Coach Scott Brooks talked about how Durant needs to be smart in those situations. It’s a fine line between battling and being baited. On Tuesday night, Durant was savvy. He used his body instead of shoving with his arms. He tried to dupe the defense with change-of-pace tactics when curling off pin-downs rather than supplying the same steady dose of speed.
“You just have to be a smart offensive player and Kevin is becoming that,” Brooks said.
- With 33 points Tuesday night, Kevin Durant tied Denver’s Carmelo Anthony for the scoring lead at 29.7 points per game. Said Russell Westbrook, “I won’t be surprised at all if he passes him.”
- Call me silly, but I’m more impressed with Durant’s 11 rebounds. The guy averaged 4.3 boards as a rookie and is up to more than 7.5 now. Durant has now pulled down 10 or more rebounds in eight of his past 13 games.
- Ever since I wrote an article asking the question, ‘What’s wrong with Jeff Green,” dude has been terrific. Not saying it had anything to do with my article. (He probably didn’t even read it). But in these four games since, he’s averaged 18 points and 6.7 rebounds while shooting 48.2 percent shooting. Scott Brooks called it.
- What does it say about Russell Westbrook when, in one of his less impressive outings, he puts up 12 points, nine rebounds and nine assists with only one turnover? Answer: he’s pretty good.

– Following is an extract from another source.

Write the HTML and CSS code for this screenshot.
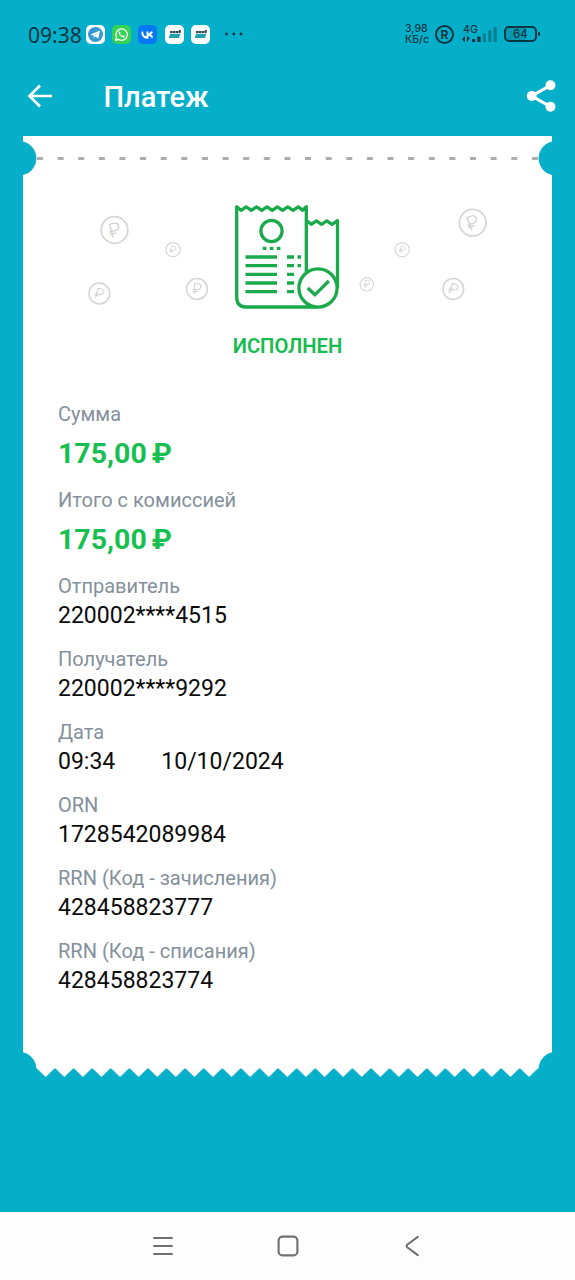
FILE: index.html
```html
<!DOCTYPE html>
<html lang="ru">
<head>
    <meta charset="UTF-8">
    <meta name="viewport" content="width=device-width, initial-scale=1.0">
    <title>Платеж</title>
    <link rel="stylesheet" href="styles.css">
</head>
<body>
    <div class="status-bar">
        <span class="clock">09:38</span>
        <div class="notifications">
            <svg class="app-icon" viewBox="0 0 19 19">
                <rect width="19" height="19" rx="5" fill="#fff"/>
                <circle cx="9.5" cy="9.5" r="7.5" fill="#3499d2"/>
                <path d="M4.5 9.4L14 5.6L12.4 13.6L9.4 11.4L7.8 12.8L7.6 10.6Z" fill="#fff"/>
                <path d="M7.6 10.6L12 7.3L8.6 11Z" fill="#9cc9e6"/>
            </svg>
            <svg class="app-icon" viewBox="0 0 19 19">
                <rect width="19" height="19" rx="5" fill="#35d255"/>
                <path d="M3.7 15.3L4.6 12.2A5.7 5.7 0 1 1 6.8 14.5Z" fill="none" stroke="#fff" stroke-width="1.3" stroke-linejoin="round"/>
                <path d="M7.1 6.4C6 7.6 6.7 9.3 8.2 10.8C9.7 12.3 11.6 13 12.5 11.9L12.6 11L11 10.2L10.2 11C9.2 10.6 8.3 9.7 7.9 8.8L8.6 8L7.9 6.3Z" fill="#fff"/>
            </svg>
            <svg class="app-icon" viewBox="0 0 19 19">
                <rect width="19" height="19" rx="5" fill="#0877f5"/>
                <path d="M4.2 6.6C4.4 10.5 6.2 12.7 9.5 12.7V6.6M9.5 9.8C11.6 9.6 13.3 8.3 14 6.6M9.9 9.6C12 9.8 13.7 11 14.4 12.7" fill="none" stroke="#fff" stroke-width="1.9"/>
            </svg>
            <svg class="app-icon" viewBox="0 0 19 19">
                <rect width="19" height="19" rx="5" fill="#fff"/>
                <path d="M5 7H15.5M14.8 5V8" stroke="#36434a" stroke-width="2" stroke-dasharray="2.4 .4"/>
                <path d="M5.2 8.8H15.4L14 13H3.6Z" fill="#259fac"/>
            </svg>
            <svg class="app-icon" viewBox="0 0 19 19">
                <rect width="19" height="19" rx="5" fill="#fff"/>
                <path d="M5 7H15.5M14.8 5V8" stroke="#36434a" stroke-width="2" stroke-dasharray="2.4 .4"/>
                <path d="M5.2 8.8H15.4L14 13H3.6Z" fill="#259fac"/>
            </svg>
        </div>
        <svg class="more" viewBox="0 0 20 4">
            <circle cx="2.5" cy="2" r="1.4"/>
            <circle cx="9.8" cy="2" r="1.4"/>
            <circle cx="17" cy="2" r="1.4"/>
        </svg>
        <div class="speed">
            <span class="speed-value">3,98</span>
            <span class="speed-unit">КБ/с</span>
        </div>
        <span class="registered">R</span>
        <div class="network">
            <span class="network-type">4G</span>
            <svg class="signal" viewBox="0 0 36 17">
                <path d="M2.2 10.5V15.5M5.5 10.5V15.5" stroke="#0b3742" stroke-width="1.3"/>
                <path d="M-.5 13L2.8 15.7V11.8ZM8.2 12.7L5 10V14Z" fill="#0b3742"/>
                <path d="M10 13h3.3v3H10zM15.3 10.5h3.3V16h-3.3z" fill="#0b3742"/>
                <path d="M20.8 7.5H24V16h-3.2zM26.3 4.3h3.2V16h-3.2zM31.6 1h3.2v15h-3.2z" fill="#087e93"/>
            </svg>
        </div>
        <div class="battery"><span class="battery-level">64</span></div>
    </div>

    <header class="app-bar">
        <svg class="back" viewBox="0 0 26 26">
            <path d="M14 2.5L3.5 13L14 23.5M3.5 13H26" fill="none" stroke="#fff" stroke-width="2.7"/>
        </svg>
        <h1 class="title">Платеж</h1>
        <svg class="share" viewBox="0 0 30 32">
            <path d="M24.5 5.3L5.7 16L24.5 26.7" fill="none" stroke="#fff" stroke-width="3.1"/>
            <circle cx="24.5" cy="5.3" r="5"/>
            <circle cx="5.7" cy="16" r="5"/>
            <circle cx="24.5" cy="26.7" r="5"/>
        </svg>
    </header>

    <main class="receipt">
        <!-- perforated top edge -->
        <svg class="receipt-top" viewBox="0 0 529 48">
            <rect width="529" height="48" fill="#fff"/>
            <path d="M14 22.5H516" stroke="#adadad" stroke-width="3" stroke-dasharray="6 14.62"/>
            <circle cx="-3.7" cy="22.3" r="17.1" fill="#05aec9"/>
            <circle cx="532.7" cy="22.3" r="17.1" fill="#05aec9"/>
        </svg>

        <svg class="artwork" viewBox="23 184 529 140">
            <g class="coins">
                <g transform="translate(114.5 230)"><circle r="13.3" stroke-width="1.8"/><text y="7" font-size="20" transform="rotate(-17)">₽</text></g>
                <g transform="translate(173 249.7)"><circle r="7.1" stroke-width="1.1"/><text y="3.6" font-size="10.5" transform="rotate(10)">₽</text></g>
                <g transform="translate(99.3 293.5)"><circle r="10.4" stroke-width="1.5"/><text y="5.3" font-size="15" transform="rotate(15)">₽</text></g>
                <g transform="translate(197 289)"><circle r="10.4" stroke-width="1.5"/><text y="5.3" font-size="15">₽</text></g>
                <g transform="translate(472.7 222.7)"><circle r="13.3" stroke-width="1.8"/><text y="7" font-size="20" transform="rotate(-22)">₽</text></g>
                <g transform="translate(402.2 249.7)"><circle r="7.1" stroke-width="1.1"/><text y="3.6" font-size="10.5" transform="rotate(12)">₽</text></g>
                <g transform="translate(366.8 284.3)"><circle r="6.7" stroke-width="1.1"/><text y="3.6" font-size="10.5">₽</text></g>
                <g transform="translate(453.3 289)"><circle r="10.4" stroke-width="1.5"/><text y="5.3" font-size="15" transform="rotate(20)">₽</text></g>
            </g>
            <g fill="none" stroke="#1aa94b" stroke-width="3.3" stroke-linejoin="round">
                <path d="M317 307H246Q236.7 307 236.7 297V206.7L241 210.3L246.2 206.9L251.4 210.3L256.6 206.9L261.8 210.3L267 206.9L272.2 210.3L277.4 206.9L282.6 210.3L287.8 206.9L293 210.3L298.2 206.9L302.5 210.3L306.3 206.7V272"/>
                <path d="M307 221L311.2 224.3L316.4 220.9L321.6 224.3L326.8 220.9L332 224.3L337.5 220.7V288"/>
                <circle cx="271.5" cy="231" r="10.6"/>
                <circle cx="318" cy="288" r="19.1" fill="#fff"/>
                <path d="M307.7 288L314.9 294.8L328.8 281" stroke-linejoin="miter"/>
                <path d="M262.8 248.3H281" stroke-dasharray="3.6 3.4"/>
                <path d="M245.5 257H277M245.5 265.7H277M245.5 274.4H277M245.5 283H277M245.5 291.7H277"/>
                <path d="M287 257H294M287 265.7H294M287 274.4H294M287 283H294M287 291.7H294M297.5 257H301M297.5 265.7H301"/>
            </g>
        </svg>

        <p class="state">ИСПОЛНЕН</p>

        <dl class="details">
            <div class="row amount">
                <dt>Сумма</dt>
                <dd>175,00 ₽</dd>
            </div>
            <div class="row amount">
                <dt>Итого с комиссией</dt>
                <dd>175,00 ₽</dd>
            </div>
            <div class="row">
                <dt>Отправитель</dt>
                <dd>220002****4515</dd>
            </div>
            <div class="row">
                <dt>Получатель</dt>
                <dd>220002****9292</dd>
            </div>
            <div class="row">
                <dt>Дата</dt>
                <dd class="date"><span>09:34</span><span>10/10/2024</span></dd>
            </div>
            <div class="row">
                <dt>ORN</dt>
                <dd>1728542089984</dd>
            </div>
            <div class="row">
                <dt>RRN (Код - зачисления)</dt>
                <dd>428458823777</dd>
            </div>
            <div class="row">
                <dt>RRN (Код - списания)</dt>
                <dd>428458823774</dd>
            </div>
        </dl>

        <!-- torn bottom edge -->
        <svg class="receipt-bottom" viewBox="0 0 529 27">
            <defs>
                <pattern id="teeth" x="13.4" y="18" width="18.59" height="9" patternUnits="userSpaceOnUse">
                    <path d="M0 0H18.59L9.3 9Z" fill="#fff"/>
                </pattern>
            </defs>
            <rect width="529" height="18.2" fill="#fff"/>
            <rect x="13.4" y="18" width="502" height="9" fill="url(#teeth)"/>
            <circle cx="-3.7" cy="19" r="17.1" fill="#05aec9"/>
            <circle cx="532.7" cy="19" r="17.1" fill="#05aec9"/>
        </svg>
    </main>

    <nav class="nav-bar">
        <svg viewBox="0 0 24 24">
            <path d="M3 4H21M3 12H21M3 20H21"/>
        </svg>
        <svg viewBox="0 0 24 24">
            <rect x="2.6" y="2.6" width="18.8" height="18.8" rx="4"/>
        </svg>
        <svg viewBox="0 0 24 24">
            <path d="M17.8 2.8L7.5 10.5Q5.7 12 7.5 13.5L17.8 21.2"/>
        </svg>
    </nav>
</body>
</html>
```
FILE: styles.css
```css
* {
    margin: 0;
    padding: 0;
    box-sizing: border-box;
}

body {
    height: 1280px;
    display: flex;
    flex-direction: column;
    background: #05aec9;
    font-family: Roboto, 'Noto Sans', sans-serif;
    overflow: hidden;
}

svg {
    display: block;
    flex-shrink: 0;
}

/* Status bar */
.status-bar {
    height: 68px;
    display: flex;
    align-items: center;
    padding: 0 38px 0 28px;
    color: #0b3742;
}

.clock {
    width: 57.5px;
    padding-top: 1px;
    font-family: 'Noto Sans', sans-serif;
    font-size: 21px;
    line-height: 24px;
}

.notifications {
    display: flex;
    gap: 7.4px;
}

.app-icon {
    width: 19px;
    height: 19px;
}

.more {
    width: 20px;
    height: 4px;
    margin-left: 14px;
    fill: #0b3742;
}

.speed {
    display: flex;
    flex-direction: column;
    width: 24px;
    margin-left: auto;
    padding-top: 1px;
    font-family: Inter, sans-serif;
    font-weight: 500;
    font-size: 10.5px;
    line-height: 10.5px;
    white-space: nowrap;
}

.speed-unit {
    font-size: 10.5px;
}

.registered {
    width: 19px;
    height: 19px;
    margin-left: 6px;
    border: 2px solid #0b3742;
    border-radius: 50%;
    font-family: Inter, sans-serif;
    font-size: 12px;
    font-weight: 700;
    line-height: 15px;
    text-align: center;
}

.network {
    position: relative;
    margin-left: 8px;
}

.network-type {
    position: absolute;
    top: -1px;
    left: 1px;
    font-family: Inter, sans-serif;
    font-size: 10.5px;
    font-weight: 500;
    line-height: 10px;
}

.signal {
    width: 36px;
    height: 17px;
}

.battery {
    position: relative;
    width: 33px;
    height: 16px;
    margin-left: 6px;
    border: 2px solid #0b3742;
    border-radius: 5px;
    background: linear-gradient(90deg, #0699b1 64%, transparent 64%);
    text-align: center;
}

.battery::after {
    content: '';
    position: absolute;
    top: 4px;
    right: -5px;
    width: 2px;
    height: 4px;
    border-radius: 1px;
    background: #0b3742;
}

.battery-level {
    display: block;
    font-family: Inter, sans-serif;
    font-size: 11.5px;
    font-weight: 500;
    line-height: 13px;
}

/* App bar */
.app-bar {
    height: 68px;
    display: flex;
    align-items: center;
    padding: 0 19.5px 12px 26px;
}

.back {
    width: 26px;
    height: 26px;
}

.title {
    margin-left: 51.5px;
    padding-top: 2px;
    color: #fff;
    font-size: 29px;
    font-weight: 500;
    line-height: 34px;
}

.share {
    width: 30px;
    height: 32px;
    margin-left: auto;
    fill: #fff;
}

/* Receipt */
.receipt {
    width: 529px;
    margin: 0 23px;
}

.receipt-top {
    width: 529px;
    height: 48px;
}

.artwork {
    width: 529px;
    height: 140px;
    background: #fff;
}

.coins circle {
    fill: none;
    stroke: #d6d6d6;
}

.coins text {
    fill: #cecece;
    font-weight: 300;
    text-anchor: middle;
}

.state {
    height: 76px;
    padding-top: 10px;
    background: #fff;
    color: #17bb50;
    font-size: 20.2px;
    font-weight: 600;
    line-height: 24px;
    text-align: center;
}

.details {
    height: 650px;
    padding: 0 35px;
    background: #fff;
}

.row {
    height: 73px;
}

.row dt {
    color: #84909b;
    font-size: 20.05px;
    line-height: 28px;
}

.row dd {
    color: #0b0b0b;
    font-size: 23px;
    line-height: 32px;
}

.amount {
    height: 86px;
}

.amount dd {
    color: #17bf51;
    font-size: 28.5px;
    font-weight: 700;
    line-height: 51px;
    word-spacing: -2px;
}

.date {
    display: flex;
    gap: 46px;
}

.receipt-bottom {
    width: 529px;
    height: 27px;
}

/* System navigation */
.nav-bar {
    height: 68px;
    margin-top: auto;
    display: flex;
    justify-content: center;
    align-items: center;
    gap: 100.5px;
    background: #fdfdfd;
}

.nav-bar svg {
    width: 24px;
    height: 24px;
    fill: none;
    stroke: #707070;
    stroke-width: 2.1;
    stroke-linecap: round;
}
```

- Largely because of Westbrook, the Thunder turned the ball over just seven times tonight, a season-low.
- It helped that Durant had only two.
- The Thunder had as many blocks as turnovers. Wonder how often that happens to a team in the NBA?
- Serge Ibaka was huge early. He got two early blocks and drilled a 17-footer that was smooth. He was active around the rim and kept a lot of possessions alive with his length and timing tipping the ball even though the stat sheet says he got only four rebounds.
- The Thunder out-rebounded Atlanta 45-35 and held the Hawks, active forwards to just nine offensive rebounds.
- Even though the Thunder won this game, here’s the difference between a maturing team and a playoff team: the Hawks converted those nine offensive boards into 21 second-chance points. The Thunder had 17 offensive boards and scored just 16 second-chance points. That, and points off turnovers (even though Atlanta didn’t do a great job in the second area), are two categories that helps turns good teams into great teams.
- The Hawks became the fourth team OKC has swept this season, joining Detroit, Miami and Washington. The Thunder didn’t sweep anyone last year.
- Ibaka and Marvin Williams got into it a little bit in the first half. Williams was very heated. It’s the second time Ibaka has rattled a player inside the Ford Center. Stephen Jackson had a few words for the rookie when Charlotte came to town on Dec. 26.
- Got to give it up to Nenad Krstic, who has been awful lately but bounced back in the second half tonight when his team needed him. After going scoreless with three rebounds and a steal in the first half, Krstic scored eight points with four rebounds and a blocked shot in the second half. I thought his energy to start the third quarter was a big factor that will go overlooked. All eight of his points came in the first five minutes, as the Thunder opened a 63-57 lead in the third period.
- Joe Johnson is one of about six players I’d pay to watch if I knew the game was going to be close. He was clutch again tonight, sinking basket after basket to bring the Hawks back. He had 23 points on 9 of 12 shooting in the second half.
- Brooks almost blew it by leaving James Harden in rather than putting Thabo Sefolosha in earlier. Fortunately, Brooks brought the starters back with 5:47 left to play and Johnson had only two more points (on free throws) and one assist the rest of the way.
- Etan Thomas was not in the arena tonight. The official word was he was not with the team for personal reasons. Let the trade rumors begin…..now.
- Be honest, did you really think the Thunder would be 27-21 after 48 games?